Kiai Miftach menguraikan bahwa syukur pada hakikatnya melibatkan tiga unsur sekaligus, yakni keyakinan hati, ucapan lisan, dan gerak anggota badan. Maksud tersebut diambil dari ungkapan al-Syukru Ma'rifatun bil Jinan, Wad Dzikru bil Lisan, Wal 'Amalu bil Arkan.


Ia menjelaskan, yang dimaksud keyakinan hati adalah pengakuan bahwa kehidupan, kesehatan, dan kemampuan manusia adalah mutlak sebagai anugerah Allah swt.


Dalam hal ini, Kiai Miftach, menyontohkan saat mendengar azan dan iqomah lantas segera diikuti dengan gerakan anggota badan untuk berwudhu dan shalat.


Definisi mengenai syukur di atas diperkuat oleh kisah Imam Junaid Al-Baghdadi di usia 7 tahun yang ditanya oleh guru sekaligus pamannya, yakni Syekh Sari as-Saqati tentang definisi syukur.

 

Semasa itu, Imam Junaid menjawabnya bahwa syukur ialah tidak menyalahgunakan nikmat-nikmat yang diberikan Allah swt kepada manusia.
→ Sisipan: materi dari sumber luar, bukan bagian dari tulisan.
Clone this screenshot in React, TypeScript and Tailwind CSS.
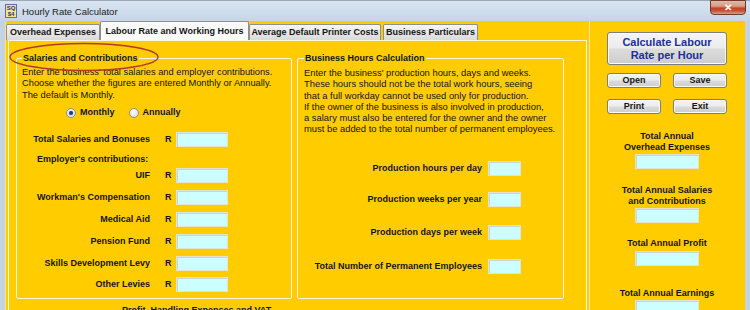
import React from "react";

function Field({ w }: { w: string }) {
  return <div className={`${w} h-[15px] shrink-0 bg-[#ccffff] border border-[#e6e2cf] shadow-[inset_1px_1px_0_#c4d6d6]`} />;
}

function LRow({ label }: { label: string }) {
  return (
    <div className="flex items-center h-[16px]">
      <div className="w-[128px] text-right font-bold whitespace-nowrap">{label}</div>
      <div className="w-[26px] pl-[15px] font-bold">R</div>
      <Field w="w-[52px]" />
    </div>
  );
}

function RRow({ label, mt }: { label: string; mt: string }) {
  return (
    <div className={`flex items-center h-[16px] ${mt}`}>
      <div className="w-[178px] text-right font-bold whitespace-nowrap">{label}</div>
      <div className="w-[6px]" />
      <Field w="w-[33px]" />
    </div>
  );
}

function Btn({ children, cls }: { children: React.ReactNode; cls: string }) {
  return (
    <div
      className={`flex flex-col items-center justify-center rounded-[3px] border border-[#7d7d7d] bg-[linear-gradient(#f4f4f4,#ececec_48%,#dcdcdc_52%,#cdcdcd)] shadow-[inset_0_0_0_1px_#fafafa] font-bold ${cls}`}
    >
      {children}
    </div>
  );
}

function Radio({ on }: { on: boolean }) {
  return (
    <div className="w-[10px] h-[10px] rounded-full border border-[#8e8f8f] bg-[radial-gradient(circle_at_40%_35%,#ffffff,#d8d8d8)] flex items-center justify-center">
      {on && <div className="w-[4px] h-[4px] rounded-full bg-[#1f3f8f] shadow-[0_0_1px_#4060c0]" />}
    </div>
  );
}

export default function App() {
  return (
    <div className="w-[750px] h-[310px] overflow-hidden bg-[#c4d3e4] font-['Liberation_Sans',Arial,sans-serif] text-[9px] leading-[11px] text-[#141414]">
      {/* Title bar */}
      <div className="h-[21px] flex items-center bg-[linear-gradient(#d9e4f0,#c6d5e6)] border-t border-[#9aa7b6]">
        <div className="ml-[5px] w-[12px] h-[14px] bg-[#f4e48a] border border-[#5a6fa8] flex flex-col items-center justify-center leading-[6px] text-[6px] font-bold text-[#1a2f9a]">
          <span>SQ</span>
          <span>$4</span>
        </div>
        <div className="ml-[5px] text-[9.5px] text-[#1b1b1b]">Hourly Rate Calculator</div>
        <div className="flex-1" />
        <div className="self-start -mt-px mr-[4px] w-[36px] h-[15px] rounded-b-[4px] border border-[#6e3a2c] bg-[linear-gradient(#e4b9a2,#d59c85_40%,#c8402b_55%,#c4503a_75%,#d8a287)] flex items-center justify-center text-white text-[10px] font-bold leading-none">
          ✕
        </div>
      </div>

      {/* Window body */}
      <div className="flex h-[289px] px-[5px]">
        <div className="flex-1 bg-[#ffcc00] flex border-l border-[#fce38a]">
          {/* Left: tabs */}
          <div className="flex flex-col w-[583px]">
            <div className="flex items-end h-[20px] pl-[0px]">
              <div className="w-[94px] h-[16px] border border-b-0 border-[#8f8f8f] rounded-t-[2px] bg-[linear-gradient(#f6f6f6,#dadada)] flex items-center justify-center font-bold whitespace-nowrap">
                Overhead Expenses
              </div>
              <div className="w-[149px] h-[19px] border border-b-0 border-[#8f8f8f] rounded-t-[2px] bg-[#fbfbfb] flex items-center justify-center font-bold whitespace-nowrap">
                Labour Rate and Working Hours
              </div>
              <div className="w-[132px] h-[16px] border border-b-0 border-[#8f8f8f] rounded-t-[2px] bg-[linear-gradient(#f6f6f6,#dadada)] flex items-center justify-center font-bold whitespace-nowrap">
                Average Default Printer Costs
              </div>
              <div className="ml-[2px] w-[95px] h-[16px] border border-b-0 border-[#8f8f8f] rounded-t-[2px] bg-[linear-gradient(#f6f6f6,#dadada)] flex items-center justify-center font-bold whitespace-nowrap">
                Business Particulars
              </div>
            </div>

            {/* Tab pane */}
            <div className="relative ml-[2px] w-[579px] flex-1 border border-b-0 border-[#fbf6e4] pt-[12px] pl-[7px]">
              <div className="flex gap-[5px] items-stretch">
                {/* Salaries and Contributions */}
                <fieldset className="w-[276px] border border-[#fbf6e6] rounded-[2px] px-[5px] pb-[5px]">
                  <legend className="px-[1px] font-bold">Salaries and Contributions</legend>
                  <div className="mt-[3px] text-[9.3px] leading-[11.3px]">
                    Enter the business' total salaries and employer contributions.
                    <br />
                    Choose whether the figures are entered Monthly or Annually.
                    <br />
                    The default is Monthly.
                  </div>
                  <div className="mt-[6px] h-[12px] flex items-center pl-[44px] font-bold">
                    <Radio on={true} />
                    <span className="ml-[4px]">Monthly</span>
                    <span className="ml-[14px]">
                      <Radio on={false} />
                    </span>
                    <span className="ml-[4px]">Annually</span>
                  </div>
                  <div className="mt-[13px]">
                    <LRow label="Total Salaries and Bonuses" />
                  </div>
                  <div className="mt-[6px] pl-[15px] font-bold">Employer's contributions:</div>
                  <div className="mt-[3px] flex flex-col gap-[5.8px]">
                    <LRow label="UIF" />
                    <LRow label="Workman's Compensation" />
                    <LRow label="Medical Aid" />
                    <LRow label="Pension Fund" />
                    <LRow label="Skills Development Levy" />
                    <LRow label="Other Levies" />
                  </div>
                </fieldset>

                {/* Business Hours Calculation */}
                <fieldset className="w-[267px] border border-[#fbf6e6] rounded-[2px] px-[6px] pb-[5px]">
                  <legend className="px-[1px] font-bold">Business Hours Calculation</legend>
                  <div className="mt-[3px] text-[9.4px] leading-[11.3px]">
                    Enter the business' production hours, days and weeks.
                    <br />
                    These hours should not be the total work hours, seeing
                    <br />
                    that a full workday cannot be used only for production.
                    <br />
                    If the owner of the business is also involved in production,
                    <br />
                    a salary must also be entered for the owner and the owner
                    <br />
                    must be added to the total number of permanent employees.
                  </div>
                  <RRow label="Production hours per day" mt="mt-[26px]" />
                  <RRow label="Production weeks per year" mt="mt-[15px]" />
                  <RRow label="Production days per week" mt="mt-[17px]" />
                  <RRow label="Total Number of Permanent Employees" mt="mt-[18px]" />
                </fieldset>
              </div>
              <div className="mt-[6px] pl-[106px] font-bold">Profit, Handling Expenses and VAT</div>

              {/* red highlight ellipse */}
              <svg className="absolute left-0 top-0 pointer-events-none" width="170" height="40" viewBox="0 0 170 40">
                <ellipse cx="75" cy="16" rx="74" ry="13.5" fill="none" stroke="#b5382a" strokeWidth="1.4" />
              </svg>
            </div>
          </div>

          {/* Right column */}
          <div className="flex-1 border-l border-[#fbe9a8] pl-[17px] pt-[11px]">
            <div className="w-[120px] flex flex-col items-center">
              <Btn cls="w-[120px] h-[33px] text-[11px] leading-[13px] text-[#1d2f9e]">
                <span>Calculate Labour</span>
                <span>Rate per Hour</span>
              </Btn>
              <div className="mt-[8px] w-[120px] flex justify-between">
                <Btn cls="w-[54px] h-[15px]">Open</Btn>
                <Btn cls="w-[54px] h-[15px]">Save</Btn>
              </div>
              <div className="mt-[11px] w-[120px] flex justify-between">
                <Btn cls="w-[54px] h-[15px]">Print</Btn>
                <Btn cls="w-[54px] h-[15px]">Exit</Btn>
              </div>
              <div className="mt-[17px] text-center font-bold">
                Total Annual
                <br />
                Overhead Expenses
              </div>
              <div className="mt-[1px]">
                <Field w="w-[64px]" />
              </div>
              <div className="mt-[16px] text-center font-bold">
                Total Annual Salaries
                <br />
                and Contributions
              </div>
              <div className="mt-[1px]">
                <Field w="w-[64px]" />
              </div>
              <div className="mt-[15px] text-center font-bold">Total Annual Profit</div>
              <div className="mt-[2px]">
                <Field w="w-[64px]" />
              </div>
              <div className="mt-[22px] text-center font-bold">Total Annual Earnings</div>
              <div className="mt-[1px]">
                <Field w="w-[64px]" />
              </div>
            </div>
          </div>
        </div>
      </div>
    </div>
  );
}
Lantas jawaban Imam Junaid tersebut dinilai oleh gurunya mendekati kebenaran.


Sebelumnya, Kiai Miftach mengutip pandangan Salamah bin Dinar ketika ditanya santrinya. Dalam hal itu Abu Hazim, nama masyhurnya, menyatakan bahwa bersyukur harus melibatkan lima bagian tubuh. Lima anggota tubuh itu meliputi mata, telinga, tangan, perut, dan kaki. Sebab bagian-bagian itu menjadi perantara bagi manusia untuk mendapatkan berbagai ilmu.


Jika kelima hal tersebut dapat dikelola dengan baik secara berkesinambungan maka orang akan memperoleh kedamaian dan ketenangan zahir maupun batin.


"Karena kalau semua itu dipegangi, yang ada kedamaian dan ketenangan. Tidak ada cekcok atau gontok-gontokan," tandas Kiai Miftach.


Pengajian syarah Al-Hikam dilaksanakan setiap Jumat pukul 13.30 bertempat di Aula Pondok Pesantren Miftachus Sunnah, Surabaya.